EXERCISE DETAILS: Leave out the pictures, and retype only the lines from the beginning of the material through the line that contains "const markRings = [12.4, 10.9, 9.4, 7.9]", including both.

++++ COLLECTED DATA

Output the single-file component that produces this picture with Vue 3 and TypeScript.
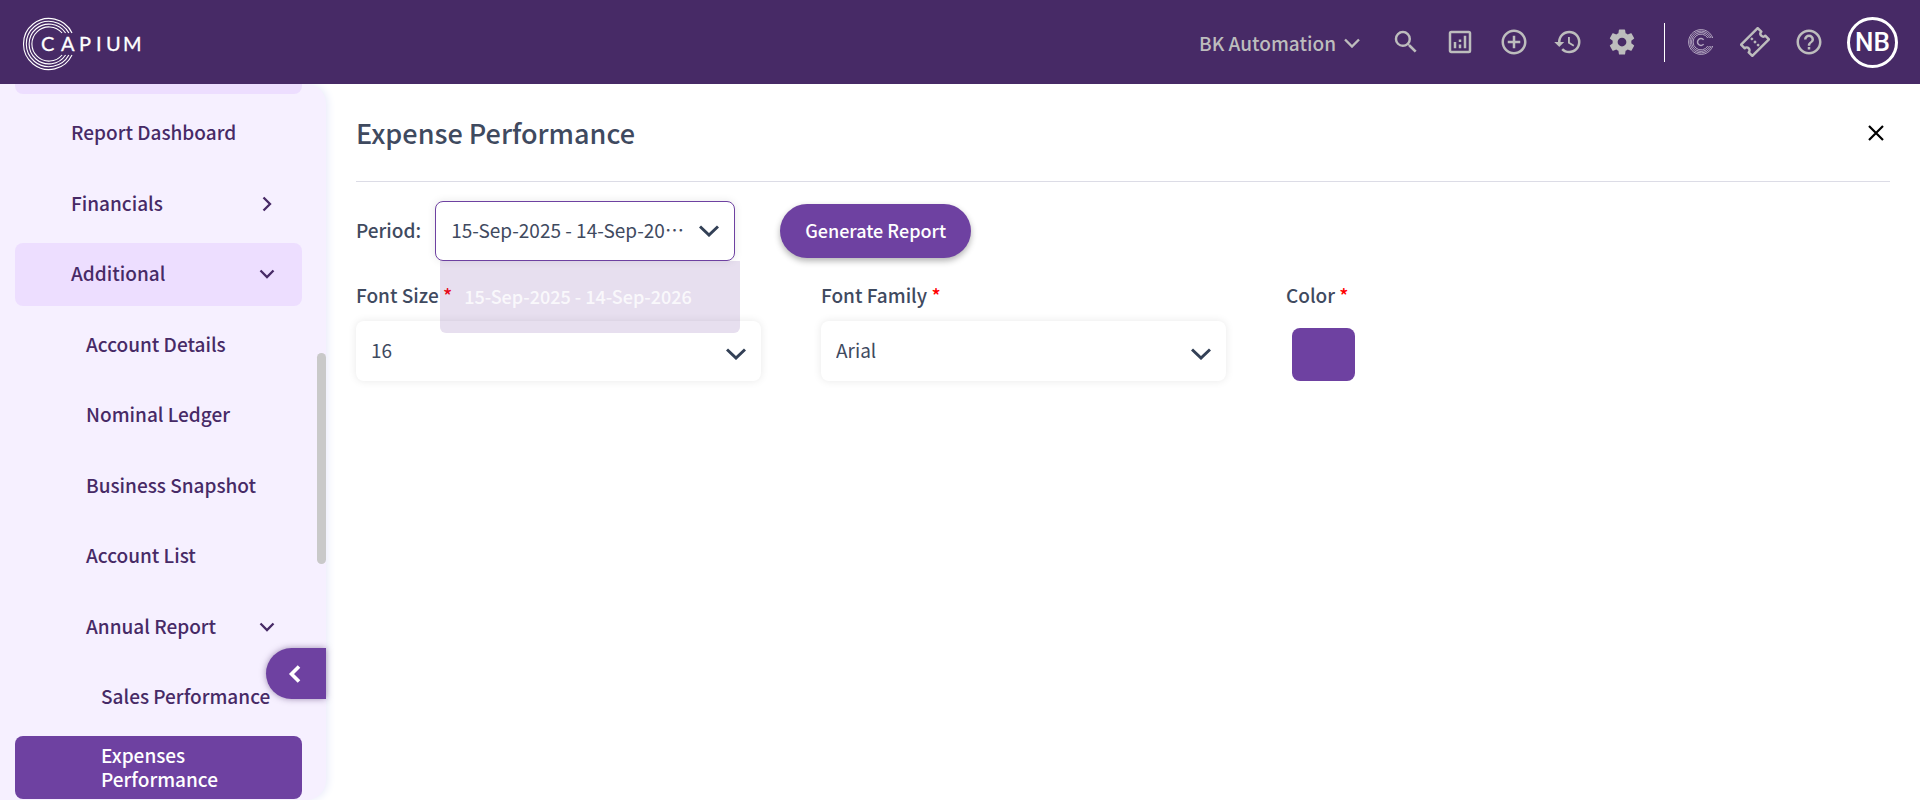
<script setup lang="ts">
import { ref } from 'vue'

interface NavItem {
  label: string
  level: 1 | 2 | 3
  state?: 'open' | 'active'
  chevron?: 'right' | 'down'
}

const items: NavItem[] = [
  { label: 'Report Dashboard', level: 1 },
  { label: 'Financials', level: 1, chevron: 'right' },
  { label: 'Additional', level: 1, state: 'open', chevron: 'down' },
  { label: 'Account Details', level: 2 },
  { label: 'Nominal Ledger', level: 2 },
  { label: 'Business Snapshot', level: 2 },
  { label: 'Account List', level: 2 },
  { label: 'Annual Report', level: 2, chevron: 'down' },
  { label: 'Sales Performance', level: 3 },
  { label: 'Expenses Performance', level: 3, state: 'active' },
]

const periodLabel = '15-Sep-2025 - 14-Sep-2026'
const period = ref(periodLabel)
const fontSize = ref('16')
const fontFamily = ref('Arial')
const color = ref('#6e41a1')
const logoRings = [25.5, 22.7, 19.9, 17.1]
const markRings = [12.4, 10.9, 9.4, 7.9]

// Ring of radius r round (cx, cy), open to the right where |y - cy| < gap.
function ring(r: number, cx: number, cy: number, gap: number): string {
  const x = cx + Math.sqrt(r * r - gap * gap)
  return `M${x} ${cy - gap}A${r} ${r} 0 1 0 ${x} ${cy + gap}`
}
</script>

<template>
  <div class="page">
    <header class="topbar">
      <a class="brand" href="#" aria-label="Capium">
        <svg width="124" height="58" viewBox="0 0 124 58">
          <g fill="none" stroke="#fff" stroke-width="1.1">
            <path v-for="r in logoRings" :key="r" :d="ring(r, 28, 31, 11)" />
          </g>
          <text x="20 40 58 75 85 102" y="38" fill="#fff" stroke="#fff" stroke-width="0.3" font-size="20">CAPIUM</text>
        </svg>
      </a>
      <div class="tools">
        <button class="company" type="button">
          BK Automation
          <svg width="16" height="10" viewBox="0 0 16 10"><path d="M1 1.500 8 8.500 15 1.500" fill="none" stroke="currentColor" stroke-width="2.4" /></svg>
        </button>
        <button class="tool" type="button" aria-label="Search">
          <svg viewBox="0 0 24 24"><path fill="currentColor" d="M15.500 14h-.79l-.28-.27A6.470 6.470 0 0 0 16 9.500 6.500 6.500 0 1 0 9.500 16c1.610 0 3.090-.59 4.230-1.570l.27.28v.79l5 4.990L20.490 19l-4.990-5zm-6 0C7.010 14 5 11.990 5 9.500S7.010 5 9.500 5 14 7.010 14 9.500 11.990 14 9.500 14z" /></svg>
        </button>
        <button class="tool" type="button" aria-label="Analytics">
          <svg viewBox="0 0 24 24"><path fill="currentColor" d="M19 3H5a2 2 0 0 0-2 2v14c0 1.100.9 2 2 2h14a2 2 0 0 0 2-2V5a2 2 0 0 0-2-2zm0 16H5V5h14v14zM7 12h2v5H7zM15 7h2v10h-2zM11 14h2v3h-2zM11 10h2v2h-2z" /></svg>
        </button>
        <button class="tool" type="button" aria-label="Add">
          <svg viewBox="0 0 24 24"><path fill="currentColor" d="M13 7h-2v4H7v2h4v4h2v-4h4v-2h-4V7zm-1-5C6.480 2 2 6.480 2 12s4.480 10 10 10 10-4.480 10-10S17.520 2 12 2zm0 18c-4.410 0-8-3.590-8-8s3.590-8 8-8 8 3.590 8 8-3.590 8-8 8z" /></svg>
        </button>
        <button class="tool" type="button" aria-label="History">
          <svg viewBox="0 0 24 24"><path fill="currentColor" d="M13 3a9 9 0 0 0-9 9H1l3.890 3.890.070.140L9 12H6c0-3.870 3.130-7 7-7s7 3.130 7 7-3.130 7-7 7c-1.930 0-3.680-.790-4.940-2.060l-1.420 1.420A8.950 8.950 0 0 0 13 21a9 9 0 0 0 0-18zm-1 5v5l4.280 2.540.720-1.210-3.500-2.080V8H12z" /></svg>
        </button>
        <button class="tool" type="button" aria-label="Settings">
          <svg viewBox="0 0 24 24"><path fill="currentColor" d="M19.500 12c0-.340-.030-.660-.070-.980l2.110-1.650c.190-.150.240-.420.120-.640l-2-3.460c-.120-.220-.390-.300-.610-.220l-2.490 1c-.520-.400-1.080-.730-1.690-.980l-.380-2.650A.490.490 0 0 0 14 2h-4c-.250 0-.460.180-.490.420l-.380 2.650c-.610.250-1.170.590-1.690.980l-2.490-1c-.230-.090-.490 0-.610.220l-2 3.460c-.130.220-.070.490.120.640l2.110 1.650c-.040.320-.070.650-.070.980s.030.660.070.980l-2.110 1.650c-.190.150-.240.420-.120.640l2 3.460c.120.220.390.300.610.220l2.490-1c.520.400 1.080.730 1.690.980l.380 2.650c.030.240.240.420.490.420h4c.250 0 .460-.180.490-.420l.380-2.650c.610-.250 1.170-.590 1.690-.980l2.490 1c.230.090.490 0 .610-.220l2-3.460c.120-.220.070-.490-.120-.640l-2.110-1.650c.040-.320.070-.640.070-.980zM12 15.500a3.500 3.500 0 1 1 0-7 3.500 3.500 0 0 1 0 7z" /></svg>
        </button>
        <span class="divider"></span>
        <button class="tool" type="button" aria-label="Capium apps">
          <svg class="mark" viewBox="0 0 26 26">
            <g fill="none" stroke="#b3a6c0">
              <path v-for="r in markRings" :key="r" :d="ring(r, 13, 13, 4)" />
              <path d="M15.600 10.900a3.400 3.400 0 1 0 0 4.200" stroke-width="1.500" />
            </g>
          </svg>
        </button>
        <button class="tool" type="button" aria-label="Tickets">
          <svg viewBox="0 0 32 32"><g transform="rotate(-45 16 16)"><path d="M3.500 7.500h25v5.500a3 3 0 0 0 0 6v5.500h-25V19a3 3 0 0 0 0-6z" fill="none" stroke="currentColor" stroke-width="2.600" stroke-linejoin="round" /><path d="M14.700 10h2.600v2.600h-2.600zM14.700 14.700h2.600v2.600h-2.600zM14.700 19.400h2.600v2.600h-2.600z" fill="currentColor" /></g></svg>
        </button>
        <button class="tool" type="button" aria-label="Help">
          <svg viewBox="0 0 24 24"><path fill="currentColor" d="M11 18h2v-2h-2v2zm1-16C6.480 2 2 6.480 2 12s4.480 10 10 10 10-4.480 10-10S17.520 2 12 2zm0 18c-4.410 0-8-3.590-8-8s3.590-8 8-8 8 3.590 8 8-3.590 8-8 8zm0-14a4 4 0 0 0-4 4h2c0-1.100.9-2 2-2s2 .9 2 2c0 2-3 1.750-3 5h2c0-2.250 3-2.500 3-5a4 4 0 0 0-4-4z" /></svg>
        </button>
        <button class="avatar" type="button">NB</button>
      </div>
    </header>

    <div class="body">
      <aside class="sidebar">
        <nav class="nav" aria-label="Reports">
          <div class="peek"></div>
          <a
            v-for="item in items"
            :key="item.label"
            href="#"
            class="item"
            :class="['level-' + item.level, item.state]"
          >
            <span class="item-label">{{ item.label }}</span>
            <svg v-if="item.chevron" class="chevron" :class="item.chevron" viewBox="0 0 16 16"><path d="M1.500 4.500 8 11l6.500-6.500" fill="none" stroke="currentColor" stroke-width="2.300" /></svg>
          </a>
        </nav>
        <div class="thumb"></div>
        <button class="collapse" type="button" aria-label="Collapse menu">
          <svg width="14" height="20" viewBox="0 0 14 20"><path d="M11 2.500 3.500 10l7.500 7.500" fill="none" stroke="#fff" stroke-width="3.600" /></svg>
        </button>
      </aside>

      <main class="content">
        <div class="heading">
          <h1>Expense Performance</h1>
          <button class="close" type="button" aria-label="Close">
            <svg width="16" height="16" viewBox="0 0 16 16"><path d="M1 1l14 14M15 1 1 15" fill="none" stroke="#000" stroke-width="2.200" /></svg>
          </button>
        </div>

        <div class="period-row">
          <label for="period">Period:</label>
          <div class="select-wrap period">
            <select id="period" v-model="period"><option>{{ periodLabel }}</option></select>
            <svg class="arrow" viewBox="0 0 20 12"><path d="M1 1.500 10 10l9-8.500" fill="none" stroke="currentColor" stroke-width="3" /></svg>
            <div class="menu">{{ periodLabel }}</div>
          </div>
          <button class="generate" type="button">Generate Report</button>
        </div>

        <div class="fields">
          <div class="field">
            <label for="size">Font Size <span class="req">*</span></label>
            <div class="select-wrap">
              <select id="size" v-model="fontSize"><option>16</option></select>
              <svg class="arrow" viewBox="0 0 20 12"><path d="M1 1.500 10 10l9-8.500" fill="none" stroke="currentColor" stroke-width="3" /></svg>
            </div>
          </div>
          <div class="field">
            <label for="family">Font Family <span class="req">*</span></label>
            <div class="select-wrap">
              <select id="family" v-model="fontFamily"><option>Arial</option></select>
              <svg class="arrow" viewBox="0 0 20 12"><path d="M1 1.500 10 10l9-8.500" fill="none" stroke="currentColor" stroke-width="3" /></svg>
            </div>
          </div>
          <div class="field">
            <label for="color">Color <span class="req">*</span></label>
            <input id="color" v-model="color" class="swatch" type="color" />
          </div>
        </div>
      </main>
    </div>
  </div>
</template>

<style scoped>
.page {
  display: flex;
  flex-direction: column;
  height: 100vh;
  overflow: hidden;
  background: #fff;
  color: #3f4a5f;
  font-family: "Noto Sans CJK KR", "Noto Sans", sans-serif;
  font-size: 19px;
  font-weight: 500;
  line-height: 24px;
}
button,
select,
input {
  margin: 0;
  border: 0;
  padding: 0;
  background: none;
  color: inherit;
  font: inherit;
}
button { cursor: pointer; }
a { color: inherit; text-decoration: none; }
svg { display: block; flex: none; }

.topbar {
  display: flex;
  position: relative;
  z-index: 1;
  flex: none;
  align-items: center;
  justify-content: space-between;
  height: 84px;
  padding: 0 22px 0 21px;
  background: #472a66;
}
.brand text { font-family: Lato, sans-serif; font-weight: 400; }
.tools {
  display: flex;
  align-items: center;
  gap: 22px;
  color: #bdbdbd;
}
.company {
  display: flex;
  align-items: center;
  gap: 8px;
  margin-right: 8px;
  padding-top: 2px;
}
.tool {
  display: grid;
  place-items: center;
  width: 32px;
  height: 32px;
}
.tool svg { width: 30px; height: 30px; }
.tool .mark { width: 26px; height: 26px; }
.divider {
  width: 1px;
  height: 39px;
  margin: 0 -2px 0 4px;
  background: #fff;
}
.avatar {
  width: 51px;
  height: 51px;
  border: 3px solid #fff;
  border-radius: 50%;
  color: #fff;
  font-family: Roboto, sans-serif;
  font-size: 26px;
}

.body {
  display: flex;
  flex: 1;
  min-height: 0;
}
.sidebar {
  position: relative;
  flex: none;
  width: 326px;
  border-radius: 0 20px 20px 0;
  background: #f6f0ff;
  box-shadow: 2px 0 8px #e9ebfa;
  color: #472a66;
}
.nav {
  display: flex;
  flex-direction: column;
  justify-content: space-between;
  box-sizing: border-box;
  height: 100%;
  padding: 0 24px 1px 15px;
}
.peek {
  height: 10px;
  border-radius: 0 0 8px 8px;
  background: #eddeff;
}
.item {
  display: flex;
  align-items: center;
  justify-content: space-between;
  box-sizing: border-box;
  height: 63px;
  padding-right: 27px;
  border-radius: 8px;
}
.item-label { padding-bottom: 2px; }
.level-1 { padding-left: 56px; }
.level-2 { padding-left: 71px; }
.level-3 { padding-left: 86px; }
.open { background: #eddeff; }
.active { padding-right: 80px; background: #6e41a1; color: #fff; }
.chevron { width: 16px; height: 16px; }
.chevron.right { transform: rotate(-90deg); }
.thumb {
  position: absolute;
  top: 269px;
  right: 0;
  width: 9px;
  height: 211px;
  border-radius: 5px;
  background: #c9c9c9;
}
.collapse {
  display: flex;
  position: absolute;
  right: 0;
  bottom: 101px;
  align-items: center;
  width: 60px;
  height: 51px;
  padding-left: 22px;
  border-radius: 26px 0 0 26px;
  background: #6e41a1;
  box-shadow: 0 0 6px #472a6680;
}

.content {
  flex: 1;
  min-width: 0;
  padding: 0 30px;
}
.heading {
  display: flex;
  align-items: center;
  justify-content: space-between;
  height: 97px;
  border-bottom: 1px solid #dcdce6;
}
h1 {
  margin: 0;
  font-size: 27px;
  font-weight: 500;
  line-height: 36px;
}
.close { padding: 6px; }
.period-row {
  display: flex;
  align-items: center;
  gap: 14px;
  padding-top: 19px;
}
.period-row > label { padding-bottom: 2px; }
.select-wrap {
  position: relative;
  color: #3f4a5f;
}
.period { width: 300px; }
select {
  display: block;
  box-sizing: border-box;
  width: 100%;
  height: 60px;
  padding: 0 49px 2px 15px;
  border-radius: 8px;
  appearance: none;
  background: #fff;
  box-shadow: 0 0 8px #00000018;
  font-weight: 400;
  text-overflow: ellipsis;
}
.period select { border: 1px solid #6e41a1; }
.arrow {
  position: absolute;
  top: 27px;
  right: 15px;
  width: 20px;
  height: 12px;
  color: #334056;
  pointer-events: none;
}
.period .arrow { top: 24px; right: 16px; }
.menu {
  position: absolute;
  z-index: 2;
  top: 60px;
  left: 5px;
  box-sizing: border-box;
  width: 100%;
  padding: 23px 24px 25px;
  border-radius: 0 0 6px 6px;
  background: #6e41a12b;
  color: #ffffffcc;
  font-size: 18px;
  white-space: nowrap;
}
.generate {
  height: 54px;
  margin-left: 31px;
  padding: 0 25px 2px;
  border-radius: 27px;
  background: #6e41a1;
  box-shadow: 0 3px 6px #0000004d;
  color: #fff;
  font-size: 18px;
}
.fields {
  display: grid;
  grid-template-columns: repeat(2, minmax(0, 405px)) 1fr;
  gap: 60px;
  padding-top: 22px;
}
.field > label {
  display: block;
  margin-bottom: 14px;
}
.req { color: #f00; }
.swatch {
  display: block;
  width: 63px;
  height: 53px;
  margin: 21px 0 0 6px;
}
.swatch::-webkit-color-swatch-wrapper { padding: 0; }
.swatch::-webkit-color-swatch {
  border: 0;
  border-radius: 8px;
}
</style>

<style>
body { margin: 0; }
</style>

++++++++

RESULT OF THE EXERCISE:
Output the single-file component that produces this picture with Vue 3 and TypeScript.
<script setup lang="ts">
import { ref } from 'vue'

interface NavItem {
  label: string
  level: 1 | 2 | 3
  state?: 'open' | 'active'
  chevron?: 'right' | 'down'
}

const items: NavItem[] = [
  { label: 'Report Dashboard', level: 1 },
  { label: 'Financials', level: 1, chevron: 'right' },
  { label: 'Additional', level: 1, state: 'open', chevron: 'down' },
  { label: 'Account Details', level: 2 },
  { label: 'Nominal Ledger', level: 2 },
  { label: 'Business Snapshot', level: 2 },
  { label: 'Account List', level: 2 },
  { label: 'Annual Report', level: 2, chevron: 'down' },
  { label: 'Sales Performance', level: 3 },
  { label: 'Expenses Performance', level: 3, state: 'active' },
]

const periodLabel = '15-Sep-2025 - 14-Sep-2026'
const period = ref(periodLabel)
const fontSize = ref('16')
const fontFamily = ref('Arial')
const color = ref('#6e41a1')
const logoRings = [25.5, 22.7, 19.9, 17.1]
const markRings = [12.4, 10.9, 9.4, 7.9]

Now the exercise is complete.